A public records request submitted by Legal Newsline in August revealed the city has given five contracts for the cases. Four of those went to Motley Rice.
The high-powered law firm, which has gone after asbestos makers, tobacco companies and the lead paint industry, holds at least two recent connections to the Solicitor’s Office.
The first was Matthew Jerzyk, who began work as deputy solicitor in 2012 and was listed as counsel for the office on some of the lawsuits.
Jerzyk worked as a law clerk at Motley Rice while in law school.
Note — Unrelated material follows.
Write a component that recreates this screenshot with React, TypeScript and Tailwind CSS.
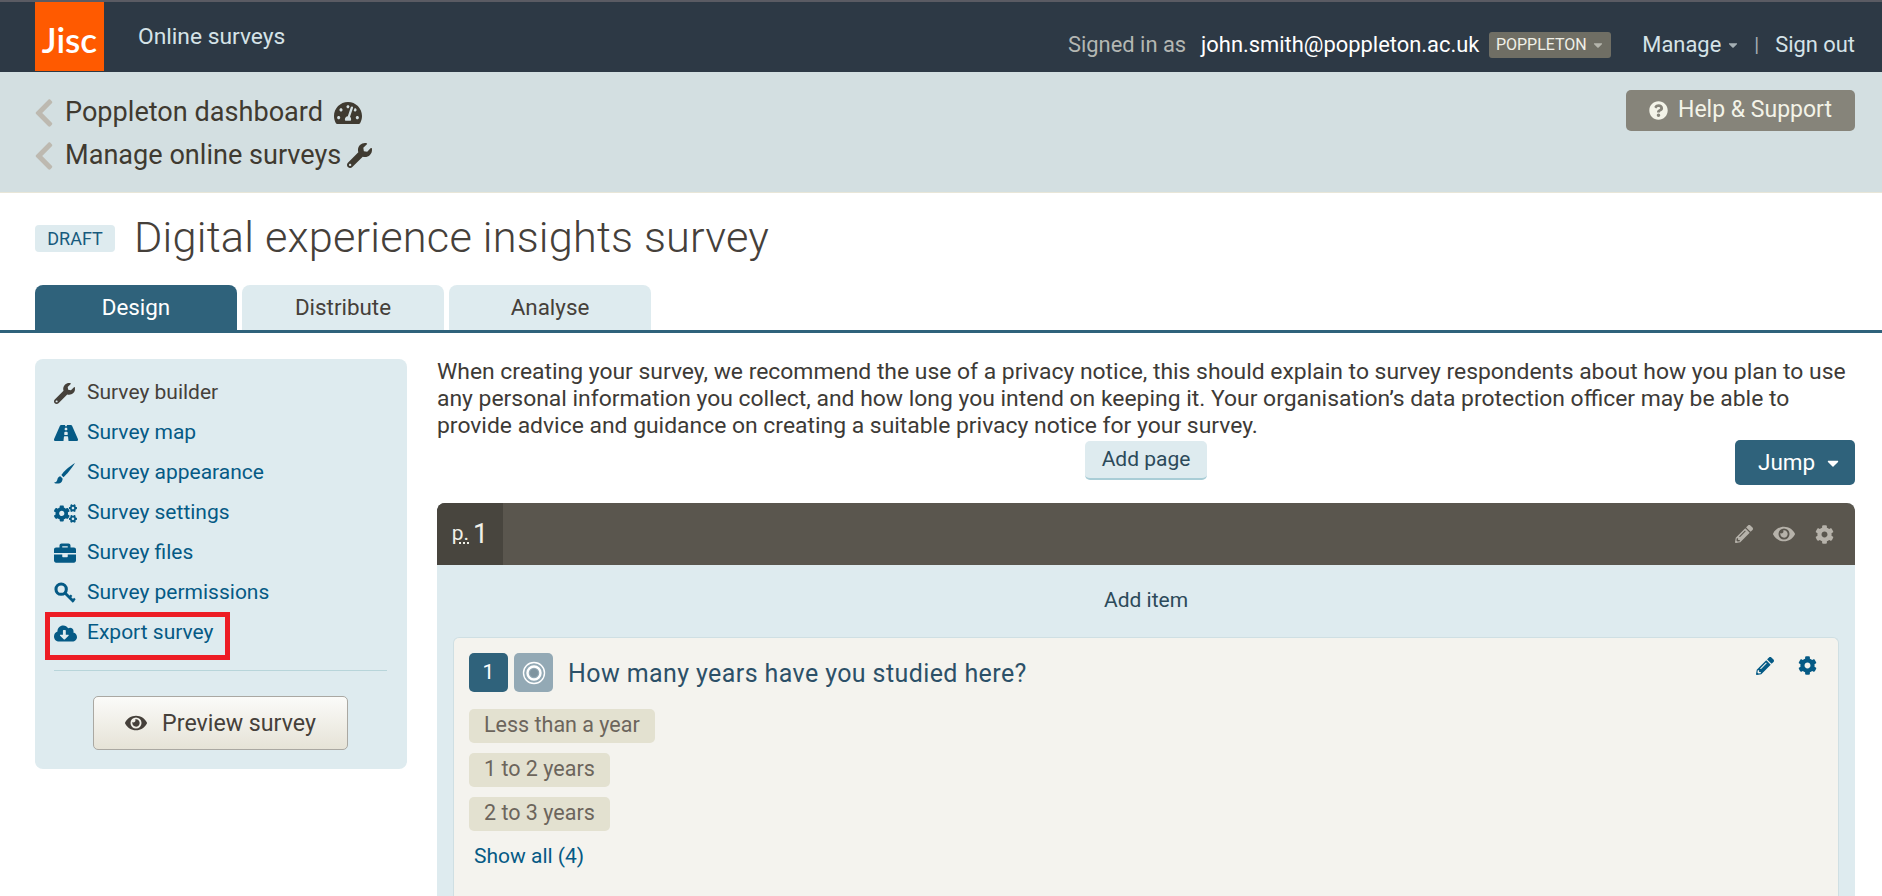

His three-year tenure with the Solicitor’s Office coincided with the rise of antitrust cases, and he also served as senior counsel to the mayor for 18 months before becoming deputy city solicitor.
Jerzyk denied being a link between the Solicitor’s Office and Motley Rice, which has been hired by the city for more than just the antitrust cases.
“When I became Deputy Solicitor, there was already a group of contingent fee firms retained by the City Solicitor and I had no role or authority in their retention or termination,” he said in a statement to Legal Newsline in September.
The second recent connection is new solicitor Jeffrey Dana, who was recommended for the job by both Jerzyk and Robert J. McConnell, an attorney at Motley Rice and brother to Jack McConnell, a former Motley Rice attorney and now a federal judge in Rhode Island.
Troy Bozarth, a member of DRI: The Voice of the Defense Bar’s class action task force and who currently serves as the president of the Illinois Association of Defense Trial Counsel, said the fact that the Providence litigation has been outsourced to mainly one plaintiffs’ firm instead of handled in-house “just seems wrong.”
“A governmental body being used as a tool of a plaintiff’s firm for multiple “cookie-cutter” lawsuits certainly deserves to be scrutinized,” Bozarth said.
“The firm has a ready-made de facto ‘class’ (i.e. the citizens of the governmental body) and is potentially reaping as much as 40 percent in fees to the citizens detriment.”
Both Bozarth and McMeyer questioned how the city handles bids for outside counsel.
Dana has yet to return messages seeking comment on the cases and the city’s bidding process.